At iAastha, we help finance leaders turn fragmented data into an AI-ready foundation and put high-value use cases into production responsibly. If you are mapping your own roadmap to AI-first finance, we would be glad to help you find the fastest credible path.
Frequently asked questions
What is AI-first finance?
AI-first finance is an operating model where artificial intelligence is built into core finance workflows, from forecasting and the close to risk and reporting, rather than bolted on as occasional pilots. It relies on a unified, governed data foundation so AI can deliver reliable, auditable insight at the point of decision.

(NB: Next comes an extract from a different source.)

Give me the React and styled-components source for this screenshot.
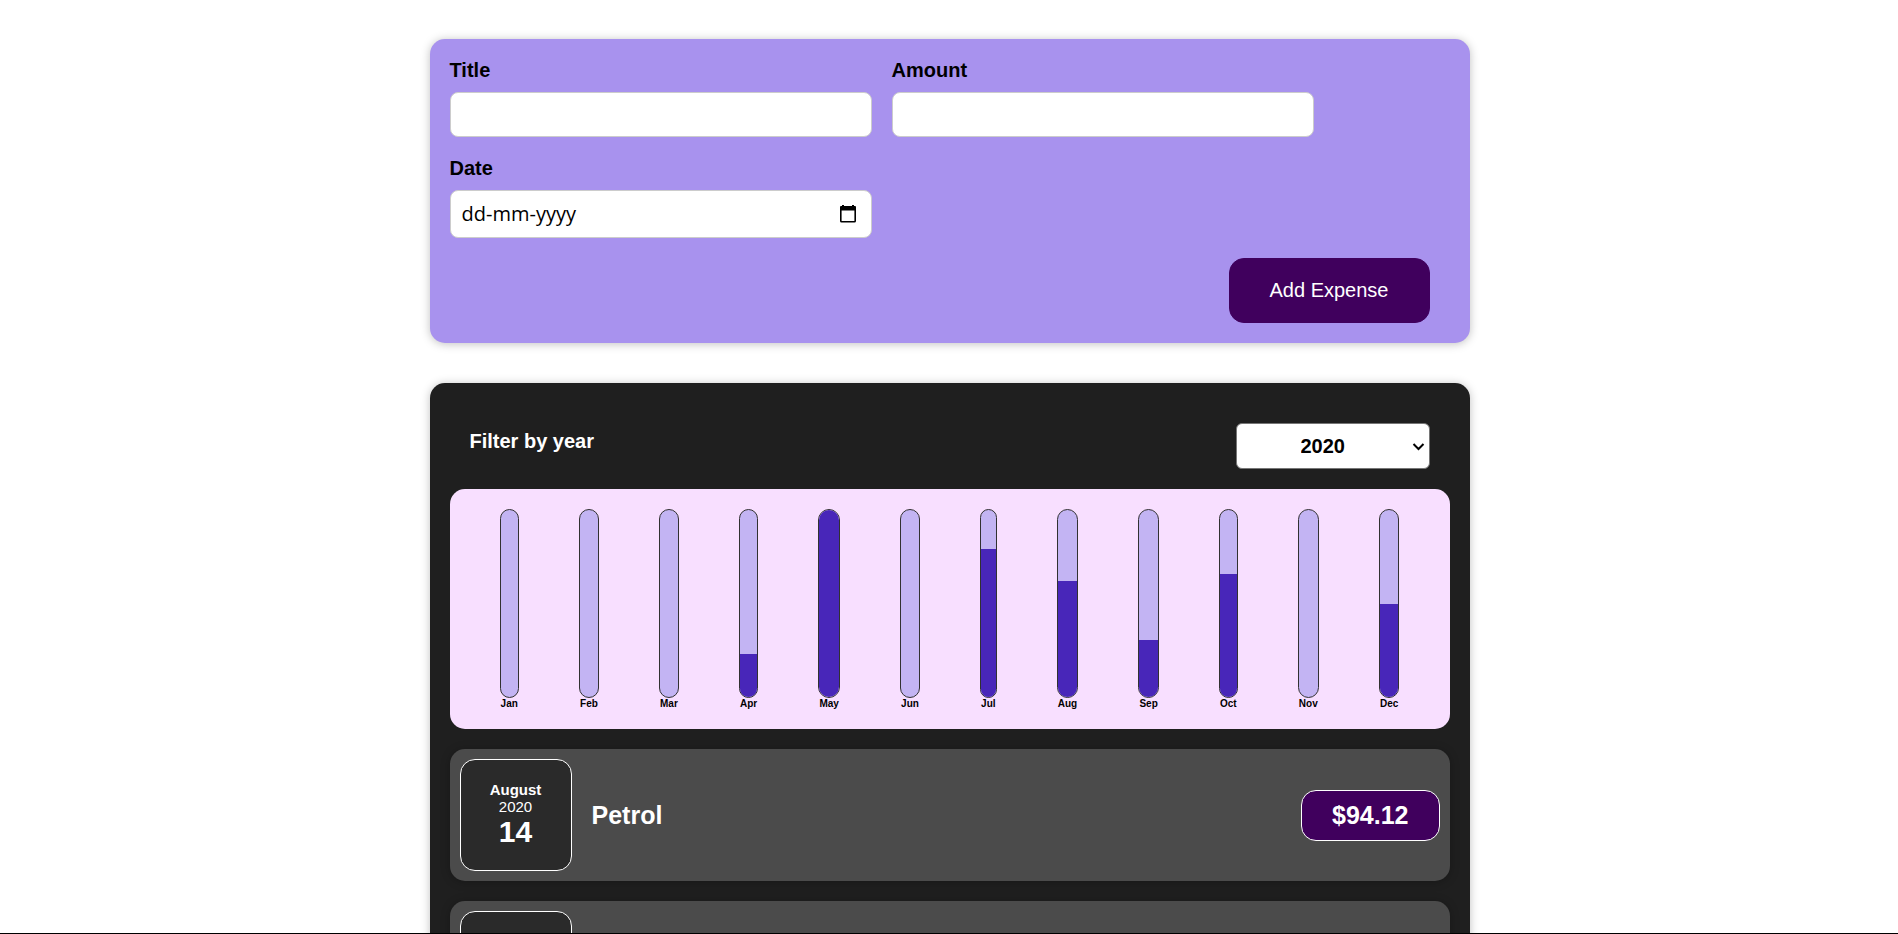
import React, { useState } from "react";
import styled, { createGlobalStyle } from "styled-components";

const GlobalStyle = createGlobalStyle`
  *, *::before, *::after { box-sizing: border-box; }
  body { margin: 0; background: #ffffff; }
  body, input, select, button { font-family: Arial, "Liberation Sans", sans-serif; }
`;

const Page = styled.main`
  height: 100vh;
  overflow-y: auto;
  scrollbar-width: none;
  border-bottom: 1px solid #000000;
  padding: 39px 0 40px 1px;
  display: flex;
  flex-direction: column;
  align-items: center;
  gap: 40px;
`;

const Card = styled.section`
  width: 95%;
  max-width: 1040px;
  flex-shrink: 0;
  padding: 20px;
  border-radius: 15px;
  background: ${(p) => p.$background};
  box-shadow: 0 1px 10px rgba(0, 0, 0, 0.25);
`;

const ExpenseForm = styled.form`
  display: flex;
  flex-direction: column;
  gap: 20px;
`;

const Controls = styled.div`
  display: flex;
  flex-wrap: wrap;
  gap: 20px;
`;

const Field = styled.div`
  width: 422px;
  max-width: 100%;
  display: flex;
  flex-direction: column;
  gap: 10px;
`;

const FieldLabel = styled.label`
  font-size: 20px;
  line-height: 23px;
  font-weight: bold;
  color: #000000;
`;

const TextInput = styled.input`
  width: 100%;
  height: 45px;
  padding: 10px;
  border: 1px solid #cccccc;
  border-radius: 8px;
  background: #ffffff;
  font-size: 20px;
`;

const DateBox = styled.div`
  display: flex;
  align-items: center;
  height: 48px;
  padding: 0 14px 0 11px;
  border: 1px solid #cccccc;
  border-radius: 8px;
  background: #ffffff;
`;

const DateInput = styled.input`
  flex: 1;
  min-width: 0;
  padding: 0;
  border: 0;
  outline: 0;
  background: transparent;
  font-family: "Open Sans", "Noto Sans", sans-serif;
  font-size: 20px;
  line-height: 26px;
  color: #000000;
  &::placeholder { color: #000000; opacity: 1; }
`;

const PickerButton = styled.button`
  display: flex;
  padding: 0;
  border: 0;
  background: none;
  cursor: pointer;
`;

const FormActions = styled.div`
  display: flex;
  justify-content: flex-end;
  padding-right: 20px;
`;

const AddButton = styled.button`
  padding: 20px 40px;
  border: 1px solid #40005d;
  border-radius: 15px;
  background: #40005d;
  color: #ffffff;
  font-size: 20px;
  line-height: 23px;
  cursor: pointer;
`;

const FilterBar = styled.div`
  display: flex;
  align-items: center;
  justify-content: space-between;
  padding: 20px;
`;

const FilterLabel = styled.label`
  margin-bottom: 10px;
  font-size: 20px;
  line-height: 23px;
  font-weight: bold;
  color: #ffffff;
`;

const SelectBox = styled.div`
  position: relative;
  display: flex;
`;

const YearSelect = styled.select`
  appearance: none;
  height: 46px;
  padding: 10px 83px 10px 64px;
  border: 1px solid #767676;
  border-radius: 6px;
  background: #ffffff;
  color: #000000;
  font-size: 20px;
  font-weight: bold;
`;

const SelectArrow = styled.svg`
  position: absolute;
  top: 50%;
  right: 5px;
  margin-top: -4px;
  pointer-events: none;
`;

const Chart = styled.div`
  display: flex;
  justify-content: space-around;
  height: 240px;
  padding: 20px;
  border-radius: 15px;
  background: #f8dfff;
`;

const ChartColumn = styled.div`
  display: flex;
  flex-direction: column;
  align-items: center;
`;

const BarTrack = styled.div`
  box-sizing: content-box;
  flex: 1;
  width: 100%;
  display: flex;
  flex-direction: column;
  justify-content: flex-end;
  overflow: hidden;
  border: 1px solid #313131;
  border-radius: 15px;
  background: #c3b4f3;
`;

const BarFill = styled.div`
  background: #4826b9;
`;

const MonthLabel = styled.div`
  font-size: 10px;
  line-height: 11px;
  font-weight: bold;
  color: #000000;
`;

const ExpenseList = styled.ul`
  display: flex;
  flex-direction: column;
  gap: 20px;
  margin: 20px 0 0;
  padding: 0;
  list-style: none;
`;

const ExpenseRow = styled.li`
  display: flex;
  align-items: center;
  gap: 20px;
  padding: 10px;
  border-radius: 15px;
  background: #4b4b4b;
  color: #ffffff;
  box-shadow: 0 1px 10px rgba(0, 0, 0, 0.25);
`;

const DateTile = styled.div`
  display: flex;
  flex-direction: column;
  align-items: center;
  justify-content: center;
  width: 112px;
  height: 112px;
  border: 1px solid #ffffff;
  border-radius: 15px;
  background: #2a2a2a;
`;

const TileMonth = styled.span`
  font-size: 15px;
  line-height: 17px;
  font-weight: bold;
`;

const TileYear = styled.span`
  font-size: 15px;
  line-height: 17px;
`;

const TileDay = styled.span`
  font-size: 30px;
  line-height: 34px;
  font-weight: bold;
`;

const ExpenseTitle = styled.h2`
  flex: 1;
  margin: 0;
  font-size: 25px;
  line-height: 29px;
`;

const Price = styled.div`
  padding: 10px 30px;
  border: 1px solid #ffffff;
  border-radius: 15px;
  background: #40005d;
  font-size: 25px;
  line-height: 29px;
  font-weight: bold;
`;

const months = [
  { name: "Jan", share: 0 },
  { name: "Feb", share: 0 },
  { name: "Mar", share: 0 },
  { name: "Apr", share: 23 },
  { name: "May", share: 100 },
  { name: "Jun", share: 0 },
  { name: "Jul", share: 79 },
  { name: "Aug", share: 62 },
  { name: "Sep", share: 30.5 },
  { name: "Oct", share: 66 },
  { name: "Nov", share: 0 },
  { name: "Dec", share: 50 },
];

const expenses = [
  { id: "e1", month: "August", year: 2020, day: 14, title: "Petrol", amount: "94.12" },
  { id: "e2" },
];

function CalendarIcon() {
  return (
    <svg width="18" height="20" viewBox="0 0 18 20" aria-hidden="true">
      <path
        fill="#000000"
        fillRule="evenodd"
        d="M3 1h2v1h8V1h2v1h1a1 1 0 0 1 1 1v14a1.6 1.6 0 0 1-1.6 1.6H2.6A1.6 1.6 0 0 1 1 17V3a1 1 0 0 1 1-1h1zM2.6 6.5V17h12.8V6.5z"
      />
    </svg>
  );
}

function Expense({ item }) {
  return (
    <ExpenseRow>
      <DateTile>
        {item.month && <TileMonth>{item.month}</TileMonth>}
        {item.year && <TileYear>{item.year}</TileYear>}
        {item.day && <TileDay>{item.day}</TileDay>}
      </DateTile>
      {item.title && <ExpenseTitle>{item.title}</ExpenseTitle>}
      {item.amount && <Price>${item.amount}</Price>}
    </ExpenseRow>
  );
}

export default function App() {
  const [year, setYear] = useState("2020");
  return (
    <>
      <GlobalStyle />
      <Page>
        <Card $background="#a892ee">
          <ExpenseForm onSubmit={(e) => e.preventDefault()}>
            <Controls>
              <Field>
                <FieldLabel htmlFor="title">Title</FieldLabel>
                <TextInput id="title" type="text" />
              </Field>
              <Field>
                <FieldLabel htmlFor="amount">Amount</FieldLabel>
                <TextInput id="amount" type="number" min="0.01" step="0.01" />
              </Field>
              <Field>
                <FieldLabel htmlFor="date">Date</FieldLabel>
                <DateBox>
                  <DateInput id="date" type="text" placeholder="dd-mm-yyyy" />
                  <PickerButton type="button" aria-label="Show date picker">
                    <CalendarIcon />
                  </PickerButton>
                </DateBox>
              </Field>
            </Controls>
            <FormActions>
              <AddButton type="submit">Add Expense</AddButton>
            </FormActions>
          </ExpenseForm>
        </Card>
        <Card $background="#1f1f1f">
          <FilterBar>
            <FilterLabel htmlFor="year">Filter by year</FilterLabel>
            <SelectBox>
              <YearSelect id="year" value={year} onChange={(e) => setYear(e.target.value)}>
                <option value="2022">2022</option>
                <option value="2021">2021</option>
                <option value="2020">2020</option>
                <option value="2019">2019</option>
              </YearSelect>
              <SelectArrow width="13" height="9" viewBox="0 0 13 9" aria-hidden="true">
                <path d="M1.5 2l5 5 5-5" fill="none" stroke="#000000" strokeWidth="2" />
              </SelectArrow>
            </SelectBox>
          </FilterBar>
          <Chart>
            {months.map((m) => (
              <ChartColumn key={m.name}>
                <BarTrack>
                  <BarFill style={{ height: `${m.share}%` }} />
                </BarTrack>
                <MonthLabel>{m.name}</MonthLabel>
              </ChartColumn>
            ))}
          </Chart>
          <ExpenseList>
            {expenses.map((item) => (
              <Expense key={item.id} item={item} />
            ))}
          </ExpenseList>
        </Card>
      </Page>
    </>
  );
}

Why is data the foundation of AI-first finance?
Because advanced models are now widely available, while clean, well-governed, proprietary data is not. Most AI initiatives fail on data quality, fragmentation, and governance rather than on the algorithm. A single source of truth with clear definitions and lineage is what makes AI outputs trustworthy and defensible.
Where should a CFO start with AI in finance?

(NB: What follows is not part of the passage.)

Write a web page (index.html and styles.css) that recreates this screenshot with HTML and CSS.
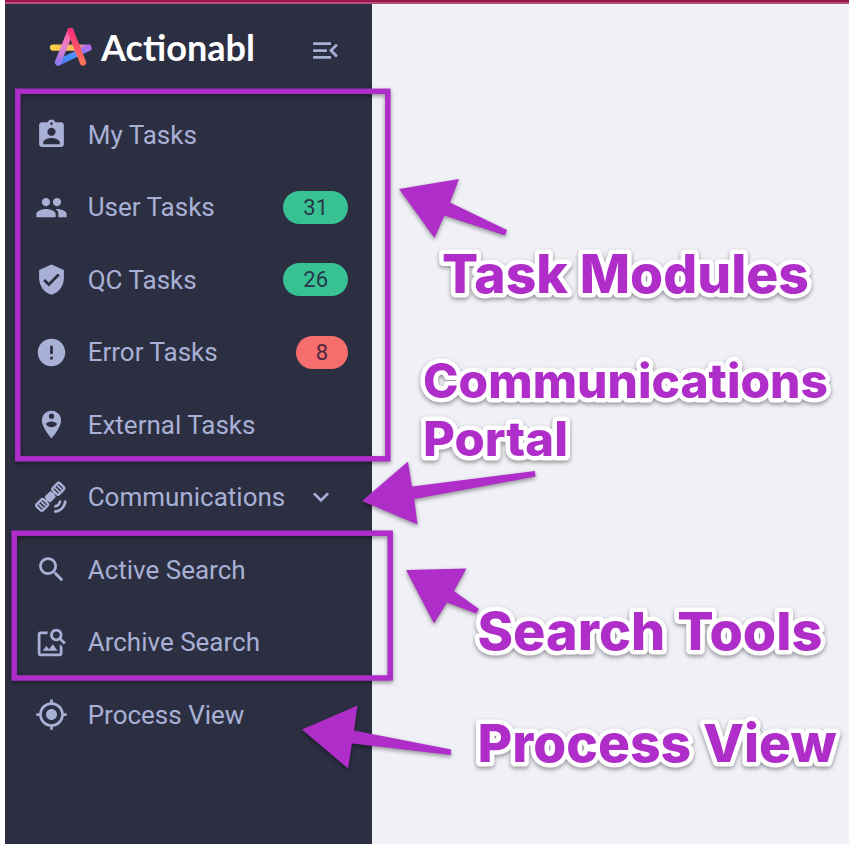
FILE: index.html
```
<!DOCTYPE html>
<html lang="en">
<head>
<meta charset="utf-8">
<title>Actionabl</title>
<link rel="stylesheet" href="styles.css">
</head>
<body>
<div class="app">
  <div class="topbar"></div>
  <div class="body">
    <aside class="sidebar">
      <header class="brand">
        <svg class="mark" viewBox="0 0 44 42">
          <defs>
            <linearGradient id="pink" x1="0" y1="0" x2="0" y2="1"><stop offset="0" stop-color="#ff5c96"/><stop offset=".5" stop-color="#e982cb"/><stop offset="1" stop-color="#9377f0"/></linearGradient>
            <linearGradient id="red" x1="0" y1="0" x2="0" y2="1"><stop offset="0" stop-color="#fa2f78"/><stop offset="1" stop-color="#ff7059"/></linearGradient>
            <linearGradient id="blue" x1="0" y1="1" x2="1" y2="0"><stop offset="0" stop-color="#5a78f5"/><stop offset=".4" stop-color="#3f92fa"/><stop offset="1" stop-color="#b36cf0"/></linearGradient>
            <linearGradient id="gold" gradientUnits="userSpaceOnUse" x1="4" y1="0" x2="38" y2="0"><stop offset="0" stop-color="#fbd146"/><stop offset=".65" stop-color="#f5b75b"/><stop offset="1" stop-color="#b36cf0"/></linearGradient>
          </defs>
          <g fill="none" stroke-width="6.2" stroke-linecap="round">
            <path d="M4 20.6H38.5V20.7" stroke="url(#gold)"/>
            <path d="M9.500 35.500L39.500 21" stroke="url(#blue)"/>
            <path d="M21.500 4L9 35.500" stroke="url(#pink)"/>
            <path d="M21.500 4L34 35.500" stroke="url(#red)"/>
          </g>
        </svg>
        <svg class="wordmark" viewBox="0 0 162 56"><text x="1" y="40" textLength="154" lengthAdjust="spacingAndGlyphs">Actionabl</text></svg>
        <svg class="icon toggle" viewBox="0 0 24 24"><path d="M3 18h13v-2H3v2zm0-5h10v-2H3v2zm0-7v2h13V6H3zm18 9.590L17.420 12 21 8.410 19.590 7l-5 5 5 5L21 15.590z"/></svg>
      </header>
      <nav class="nav">
        <a class="item"><svg class="icon" viewBox="0 0 24 24"><path d="M19 3h-4.180C14.400 1.840 13.300 1 12 1c-1.300 0-2.400.84-2.820 2H5c-1.100 0-2 .9-2 2v14c0 1.100.9 2 2 2h14c1.100 0 2-.9 2-2V5c0-1.100-.9-2-2-2zm-7 0c.55 0 1 .45 1 1s-.45 1-1 1-1-.45-1-1 .45-1 1-1zm0 4c1.660 0 3 1.340 3 3s-1.340 3-3 3-3-1.340-3-3 1.340-3 3-3zm6 12H6v-1.400c0-2 4-3.100 6-3.100s6 1.100 6 3.100V19z"/></svg><span class="label">My Tasks</span></a>
        <a class="item"><svg class="icon" viewBox="0 0 24 24"><path d="M16 11c1.660 0 2.990-1.340 2.990-3S17.660 5 16 5c-1.660 0-3 1.340-3 3s1.340 3 3 3zm-8 0c1.660 0 2.990-1.340 2.990-3S9.660 5 8 5C6.340 5 5 6.340 5 8s1.340 3 3 3zm0 2c-2.330 0-7 1.170-7 3.500V19h14v-2.500c0-2.330-4.670-3.500-7-3.500zm8 0c-.29 0-.62.02-.97.05 1.160.84 1.970 1.970 1.970 3.450V19h6v-2.500c0-2.330-4.670-3.500-7-3.500z"/></svg><span class="label">User Tasks</span><span class="badge">31</span></a>
        <a class="item"><svg class="icon" viewBox="0 0 24 24"><path d="M12 1L3 5v6c0 5.550 3.840 10.740 9 12 5.160-1.260 9-6.450 9-12V5l-9-4zm-2 16l-4-4 1.410-1.410L10 14.170l6.590-6.590L18 9l-8 8z"/></svg><span class="label">QC Tasks</span><span class="badge">26</span></a>
        <a class="item"><svg class="icon" viewBox="0 0 24 24"><path d="M12 2C6.480 2 2 6.480 2 12s4.480 10 10 10 10-4.480 10-10S17.520 2 12 2zm1 15h-2v-2h2v2zm0-4h-2V7h2v6z"/></svg><span class="label">Error Tasks</span><span class="badge error">8</span></a>
        <a class="item"><svg class="icon" viewBox="0 0 24 24"><path d="M12 2C8.140 2 5 5.140 5 9c0 5.250 7 13 7 13s7-7.750 7-13c0-3.860-3.140-7-7-7zm0 2c1.100 0 2 .9 2 2s-.9 2-2 2-2-.9-2-2 .9-2 2-2zm0 10c-1.670 0-3.140-.85-4-2.150.02-1.320 2.670-2.050 4-2.050s3.980.73 4 2.050C15.140 13.150 13.670 14 12 14z"/></svg><span class="label">External Tasks</span></a>
        <a class="item"><svg class="icon" viewBox="0 0 24 24">
          <g transform="rotate(-45 11.300 11.300)">
            <rect x="7.700" y="8.300" width="6.600" height="6" rx="1.300"/>
            <path d="M6 11.300h10" stroke="currentColor" stroke-width="1.600"/>
            <g fill="none" stroke="currentColor" stroke-width="1.700">
              <rect x="-.9" y="8.100" width="7.200" height="6.400" rx="1.300"/><path d="M1.500 9v4.600M3.900 9v4.600" stroke-width="1.300"/>
              <rect x="15.700" y="8.100" width="7.200" height="6.400" rx="1.300"/><path d="M18.100 9v4.600M20.500 9v4.600" stroke-width="1.300"/>
            </g>
          </g>
          <path d="M14 18.500A4.300 4.300 0 0 0 18.300 14.200M14 22.200A8 8 0 0 0 22 14.200" fill="none" stroke="currentColor" stroke-width="1.900"/>
        </svg><span class="label">Communications</span><svg class="chevron" viewBox="0 0 24 24"><path d="M16.590 8.590L12 13.170 7.410 8.590 6 10l6 6 6-6z"/></svg></a>
        <a class="item"><svg class="icon" viewBox="0 0 24 24"><path d="M15.500 14h-.79l-.28-.27C15.410 12.590 16 11.110 16 9.500 16 5.910 13.090 3 9.500 3S3 5.910 3 9.500 5.910 16 9.500 16c1.610 0 3.090-.59 4.230-1.570l.27.28v.79l5 4.990L20.490 19l-4.990-5zm-6 0C7.010 14 5 11.990 5 9.500S7.010 5 9.500 5 14 7.010 14 9.500 11.990 14 9.500 14z"/></svg><span class="label">Active Search</span></a>
        <a class="item"><svg class="icon" viewBox="0 0 24 24"><path d="M18 13v7H4V6h5.020c.05-.71.22-1.380.48-2H4c-1.100 0-2 .9-2 2v14c0 1.100.9 2 2 2h14c1.100 0 2-.9 2-2v-5l-2-2zm-1.500 5h-11l2.750-3.530 1.960 2.360 2.750-3.540L16.500 18zm2.800-9.110c.44-.7.7-1.510.7-2.390C20 4.010 17.990 2 15.500 2S11 4.010 11 6.500s2.010 4.500 4.490 4.500c.88 0 1.700-.26 2.390-.7L21 13.420 22.420 12 19.300 8.890zM15.500 9C14.120 9 13 7.880 13 6.500S14.120 4 15.500 4 18 5.120 18 6.500 16.880 9 15.500 9z"/></svg><span class="label">Archive Search</span></a>
        <a class="item"><svg class="icon" viewBox="0 0 24 24"><path d="M12 8c-2.210 0-4 1.790-4 4s1.790 4 4 4 4-1.790 4-4-1.790-4-4-4zm8.940 3c-.46-4.170-3.770-7.480-7.940-7.940V1h-2v2.060C6.830 3.520 3.520 6.830 3.060 11H1v2h2.060c.46 4.170 3.770 7.480 7.940 7.940V23h2v-2.060c4.170-.46 7.480-3.770 7.940-7.940H23v-2h-2.060zM12 19c-3.870 0-7-3.130-7-7s3.130-7 7-7 7 3.130 7 7-3.130 7-7 7z"/></svg><span class="label">Process View</span></a>
      </nav>
    </aside>
    <main class="content"></main>
  </div>
</div>
<svg class="annotations" viewBox="0 0 862 844">
  <g class="frames">
    <rect x="17.800" y="91.300" width="370" height="367.500"/>
    <rect x="14.200" y="533.200" width="376" height="144.800"/>
  </g>
  <g class="arrows">
    <path d="M399 189L459 179L450 202.500L507 230L505 235.500L444.500 215.500L434.500 238Z"/>
    <path d="M362 501L408 461.500L412 486.500L535 471L535.500 476.500L414.300 499L417.500 524.500Z"/>
    <path d="M406 570L466.500 568.500L454 591L479 609L476 613.500L447 602.500L434 623.500Z"/>
    <path d="M302 729.500L357.500 705.500L354 730.500L451 749.500V755L352 743.500L348 768.500Z"/>
  </g>
  <g class="notes">
    <text x="442" y="293" font-size="53" textLength="367" lengthAdjust="spacingAndGlyphs">Task Modules</text>
    <text x="423" y="398" font-size="47.500" textLength="405" lengthAdjust="spacingAndGlyphs">Communications</text>
    <text x="423" y="456" font-size="47.500" textLength="145" lengthAdjust="spacingAndGlyphs">Portal</text>
    <text x="477.500" y="650" font-size="52.500" textLength="345" lengthAdjust="spacingAndGlyphs">Search Tools</text>
    <text x="477.500" y="762" font-size="52.500" textLength="359" lengthAdjust="spacingAndGlyphs">Process View</text>
  </g>
</svg>
</body>
</html>
```
FILE: styles.css
```
* { box-sizing: border-box; }
body {
  margin: 0;
  background: #fff;
  font-family: Roboto, "Liberation Sans", sans-serif;
}
.app {
  display: flex;
  flex-direction: column;
  width: 844px;
  height: 844px;
  margin-left: 5px;
}
.topbar {
  height: 4px;
  background: #9d1448;
  border-bottom: 2px solid #b0527b;
}
.body { display: flex; flex: 1; }
.sidebar {
  width: 367px;
  background: #2c2f42;
  color: #a9b0d6;
}
.content { flex: 1; background: #f0f1f7; }
.brand {
  display: flex;
  align-items: center;
  height: 94.400px;
  padding: 0 30.500px 2px 44px;
}
.mark { width: 44px; height: 42px; margin-top: -4px; }
.wordmark { width: 162px; height: 56px; margin: -3px 0 0 7px; }
.wordmark text {
  font: 700 35.500px Lato, sans-serif;
  fill: #fff;
}
.icon {
  flex: none;
  width: 33px;
  height: 33px;
  fill: currentColor;
}
.toggle { margin-left: auto; }
.item {
  display: flex;
  align-items: center;
  height: 72.5px;
  padding: 0 24px 0 29.500px;
}
.label {
  margin-left: 20.200px;
  font-size: 26px;
  line-height: 32px;
  white-space: nowrap;
}
.badge {
  margin-left: auto;
  padding: 0 20px;
  border-radius: 17px;
  background: #38c192;
  color: #26384a;
  font-size: 22px;
  line-height: 33px;
}
.badge.error { background: #f66d6e; color: #4b2740; }
.chevron {
  width: 32px;
  height: 32px;
  margin-left: 20px;
  fill: currentColor;
}
.annotations {
  position: absolute;
  top: 0;
  left: 0;
  width: 862px;
  height: 844px;
}
.frames, .arrows, .notes { filter: drop-shadow(0 2px 2px rgba(0, 0, 0, .4)); }
.frames { fill: none; stroke: #af2dc8; stroke-width: 5.500; }
.arrows { fill: #af2dc8; }
.notes {
  font-family: Inter, sans-serif;
  font-weight: 800;
  fill: #af2dc8;
  stroke: #fff;
  stroke-width: 9;
  stroke-linejoin: round;
  paint-order: stroke;
}
```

Start by unifying and governing the data foundation, then pick high-value, low-risk use cases such as continuous forecasting or anomaly detection in the close. Embedding AI into existing workflows, rather than building standalone dashboards, is what turns early pilots into measurable results.
What are the risks of AI in finance, and how are they managed?
The main risks are poor data quality, lack of explainability, model risk, and data privacy. They are managed through strong governance: auditability, clear controls, monitoring, and keeping a human in the loop for material decisions, so AI scales without compromising trust or compliance.
How long does it take to see ROI from AI-first finance?
With the right data foundation, focused use cases such as forecasting or anomaly detection can show measurable value within a few months. Larger transformation compounds over quarters as more workflows become AI-enabled and governance allows the approach to scale safely.